====== INFORMATION SUPPLIED

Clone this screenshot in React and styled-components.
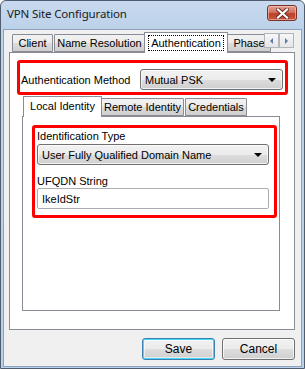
import React from "react";
import styled, { createGlobalStyle } from "styled-components";

const GlobalStyle = createGlobalStyle`
  html, body {
    margin: 0;
    padding: 0;
    background: #ffffff;
  }
  * {
    box-sizing: border-box;
  }
`;

const App = () => {
  return (
    <>
      <GlobalStyle />
      <Window>
        <TitleBar>
          <Title>VPN Site Configuration</Title>
          <CloseButton>
            <svg width="13" height="11" viewBox="0 0 13 11">
              <path
                d="M2 1.5 L11 9.5 M11 1.5 L2 9.5"
                stroke="#6b2a20"
                strokeWidth="4"
                strokeLinecap="square"
              />
              <path
                d="M2 1.5 L11 9.5 M11 1.5 L2 9.5"
                stroke="#ffffff"
                strokeWidth="2.2"
                strokeLinecap="square"
              />
            </svg>
          </CloseButton>
        </TitleBar>
        <Body>
          <TabStrip>
            <Tab w={41}>Client</Tab>
            <Tab w={91}>Name Resolution</Tab>
            <Tab w={84} selected>
              <Focus>Authentication</Focus>
            </Tab>
            <Tab w={44}>Phase</Tab>
            <Scroller>
              <ScrollButton>
                <Arrow dir="left" />
              </ScrollButton>
              <ScrollButton>
                <Arrow dir="right" />
              </ScrollButton>
            </Scroller>
          </TabStrip>
          <Panel>
            <Highlight method>
              <Label>Authentication Method</Label>
              <Combo width="143px">
                <span>Mutual PSK</span>
                <DropArrow />
              </Combo>
            </Highlight>
            <InnerTabs>
              <TabStrip>
                <Tab w={79} selected>Local Identity</Tab>
                <Tab w={83}>Remote Identity</Tab>
                <Tab w={62}>Credentials</Tab>
              </TabStrip>
              <InnerPanel>
                <Highlight>
                  <FieldLabel>Identification Type</FieldLabel>
                  <Combo width="232px">
                    <span>User Fully Qualified Domain Name</span>
                    <DropArrow />
                  </Combo>
                  <FieldLabel spaced>UFQDN String</FieldLabel>
                  <TextInput>IkeIdStr</TextInput>
                </Highlight>
              </InnerPanel>
            </InnerTabs>
          </Panel>
          <Buttons>
            <Button primary>Save</Button>
            <Button>Cancel</Button>
          </Buttons>
        </Body>
      </Window>
    </>
  );
};

export default App;

// Styled Components
const Window = styled.div`
  width: 305px;
  height: 369px;
  display: flex;
  flex-direction: column;
  border: 1px solid #4f5d6e;
  border-top-left-radius: 6px;
  border-top-right-radius: 6px;
  background: linear-gradient(#c7d9ee, #bcd2ea 30px, #b9d1ea);
  padding: 0 2px 2px 2px;
  font-family: "Liberation Sans", Arial, sans-serif;
  font-size: 11px;
  color: #000;
  overflow: hidden;
`;

const TitleBar = styled.div`
  height: 28px;
  flex: none;
  display: flex;
  align-items: flex-start;
  justify-content: space-between;
  padding: 5px 5px 0 4px;
`;

const Title = styled.div`
  font-family: "Noto Sans", "Open Sans", sans-serif;
  font-size: 11.5px;
  line-height: 16px;
  color: #1b1b1b;
  letter-spacing: -0.15px;
`;

const CloseButton = styled.div`
  width: 30px;
  height: 16px;
  margin-top: -1px;
  border: 1px solid #7a3329;
  border-radius: 3px;
  background: linear-gradient(#e3a193, #d0735f 45%, #bd3f27 55%, #c9583f);
  box-shadow: inset 0 0 0 1px rgba(255, 210, 200, 0.55);
  display: flex;
  align-items: center;
  justify-content: center;
`;

const Body = styled.div`
  flex: 1;
  display: flex;
  flex-direction: column;
  background: #f0f0f0;
  border: 1px solid #8da2ba;
  padding: 2px 6px 6px 5px;
`;

const TabStrip = styled.div`
  height: 20px;
  flex: none;
  display: flex;
  align-items: flex-end;
  gap: 1px;
  padding-left: 3px;
  position: relative;
  z-index: 1;
`;

const Tab = styled.div`
  width: ${({ w }) => w}px;
  flex: none;
  height: ${({ selected }) => (selected ? "21px" : "18px")};
  margin: ${({ selected }) => (selected ? "0 -2px -1px -2px" : "0")};
  padding-top: ${({ selected }) => (selected ? "2px" : "1px")};
  border: 1px solid #898c95;
  border-bottom: ${({ selected }) => (selected ? "none" : "1px solid #898c95")};
  border-radius: 1px 1px 0 0;
  background: ${({ selected }) =>
    selected
      ? "#ffffff"
      : "linear-gradient(#f2f2f2, #ebebeb 50%, #dddddd 51%, #cfcfcf)"};
  font-size: 11px;
  line-height: 14px;
  text-align: center;
  white-space: nowrap;
  position: relative;
  z-index: ${({ selected }) => (selected ? 2 : 1)};
`;

const Focus = styled.span`
  display: inline-block;
  border: 1px dotted #000;
  padding: 0 2px;
  line-height: 14px;
`;

const Scroller = styled.div`
  position: absolute;
  right: 1px;
  top: 1px;
  display: flex;
  z-index: 3;
`;

const ScrollButton = styled.div`
  width: 15px;
  height: 15px;
  border: 1px solid #b1b5be;
  background: linear-gradient(#f7f7f7, #e6e6e6);
  display: flex;
  align-items: center;
  justify-content: center;
`;

const Arrow = styled.span`
  width: 0;
  height: 0;
  border-top: 3px solid transparent;
  border-bottom: 3px solid transparent;
  ${({ dir }) =>
    dir === "left"
      ? "border-right: 3px solid #5a7ba6;"
      : "border-left: 3px solid #5a7ba6;"}
`;

const Panel = styled.div`
  height: 278px;
  flex: none;
  border: 1px solid #898c95;
  background: #ffffff;
  padding: 7px 7px 0 7px;
  display: flex;
  flex-direction: column;
`;

const Highlight = styled.div`
  border: 3px solid #ff0000;
  border-radius: 3px;
  display: flex;
  flex-direction: ${({ method }) => (method ? "row" : "column")};
  align-items: ${({ method }) => (method ? "center" : "flex-start")};
  justify-content: ${({ method }) => (method ? "space-between" : "flex-start")};
  padding: ${({ method }) => (method ? "6px 2px 2px 1px" : "1px 5px 6px 2px")};
  width: ${({ method }) => (method ? "271px" : "245px")};
`;

const Label = styled.div`
  padding-top: 1px;
  white-space: nowrap;
`;

const FieldLabel = styled.div`
  line-height: 14px;
  margin: ${({ spaced }) => (spaced ? "9px 0 0 0" : "0 0 1px 0")};
`;

const Combo = styled.div`
  width: ${({ width }) => width};
  height: 21px;
  border: 1px solid #707070;
  border-radius: 3px;
  background: linear-gradient(#f2f2f2, #ebebeb 50%, #dddddd 51%, #cfcfcf);
  box-shadow: inset 0 0 0 1px rgba(255, 255, 255, 0.7);
  display: flex;
  align-items: center;
  justify-content: space-between;
  padding: 0 6px 0 4px;
  white-space: nowrap;
`;

const DropArrow = styled.span`
  width: 0;
  height: 0;
  border-left: 4px solid transparent;
  border-right: 4px solid transparent;
  border-top: 4px solid #000;
  margin-top: 1px;
`;

const TextInput = styled.div`
  height: 21px;
  width: 232px;
  border: 1px solid #abadb3;
  border-top-color: #abadb3;
  border-radius: 2px;
  background: #ffffff;
  display: flex;
  align-items: center;
  padding: 0 4px;
`;

const InnerTabs = styled.div`
  margin-top: 1px;
  margin-left: 5px;
  width: 258px;
  display: flex;
  flex-direction: column;
`;

const InnerPanel = styled.div`
  height: 195px;
  border: 1px solid #898c95;
  background: #ffffff;
  padding: 8px 0 0 9px;
`;

const Buttons = styled.div`
  margin-top: 8px;
  display: flex;
  justify-content: flex-end;
  gap: 7px;
`;

const Button = styled.div`
  width: 73px;
  height: 22px;
  border: 1px solid ${({ primary }) => (primary ? "#3c7fb1" : "#707070")};
  border-radius: 3px;
  background: linear-gradient(#f2f2f2, #ebebeb 50%, #dddddd 51%, #cfcfcf);
  box-shadow: ${({ primary }) =>
    primary
      ? "inset 0 0 0 1px #48d8fb, inset 0 0 0 2px rgba(255,255,255,0.5)"
      : "inset 0 0 0 1px rgba(255, 255, 255, 0.7)"};
  display: flex;
  align-items: center;
  justify-content: center;
  font-size: 12px;
`;
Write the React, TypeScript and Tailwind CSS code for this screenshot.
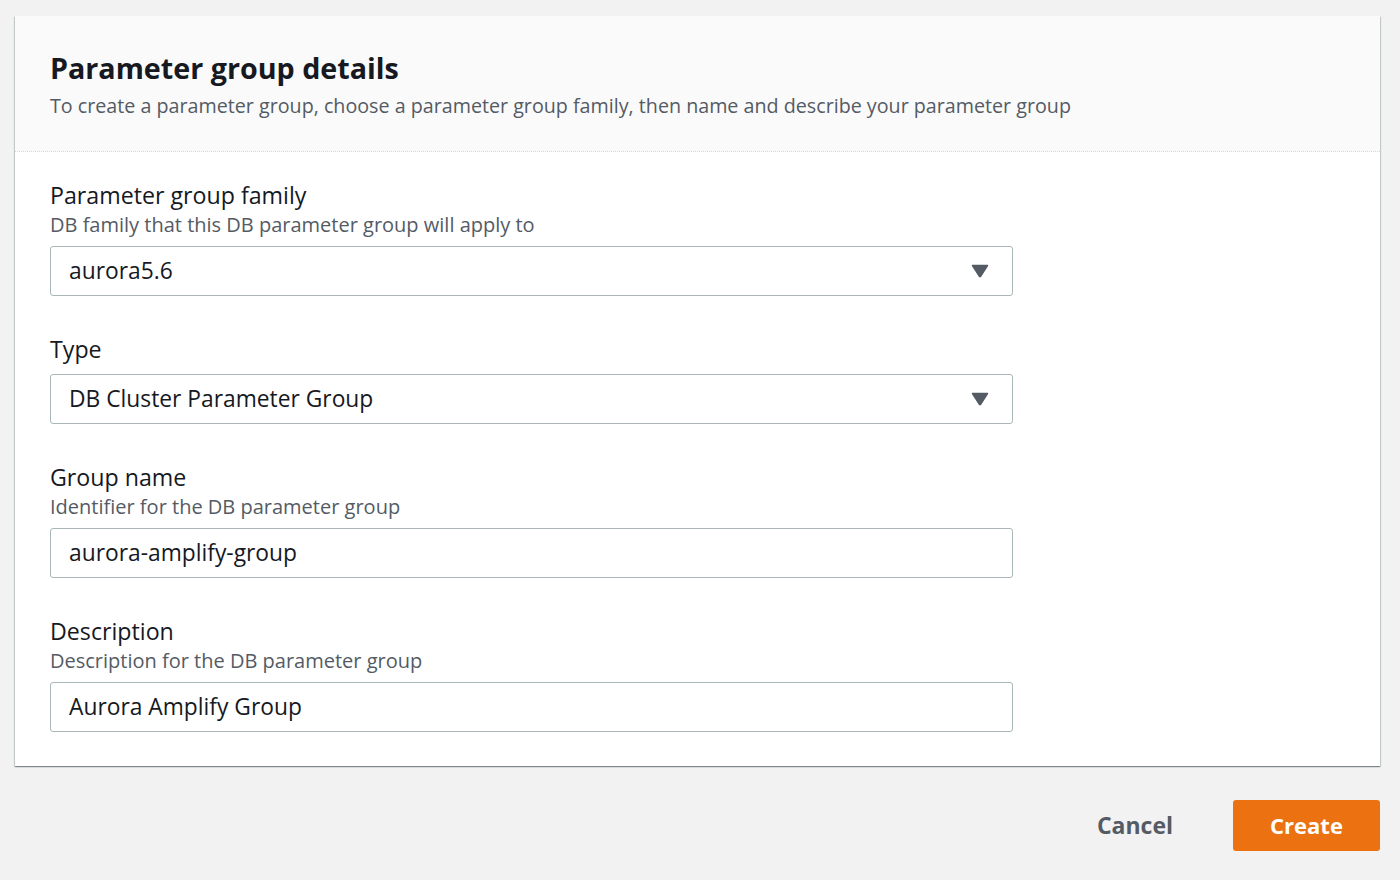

============

SET EXERCISE
Count the lines that hold the string "this" and state that number alone.

TASK RESPONSE
2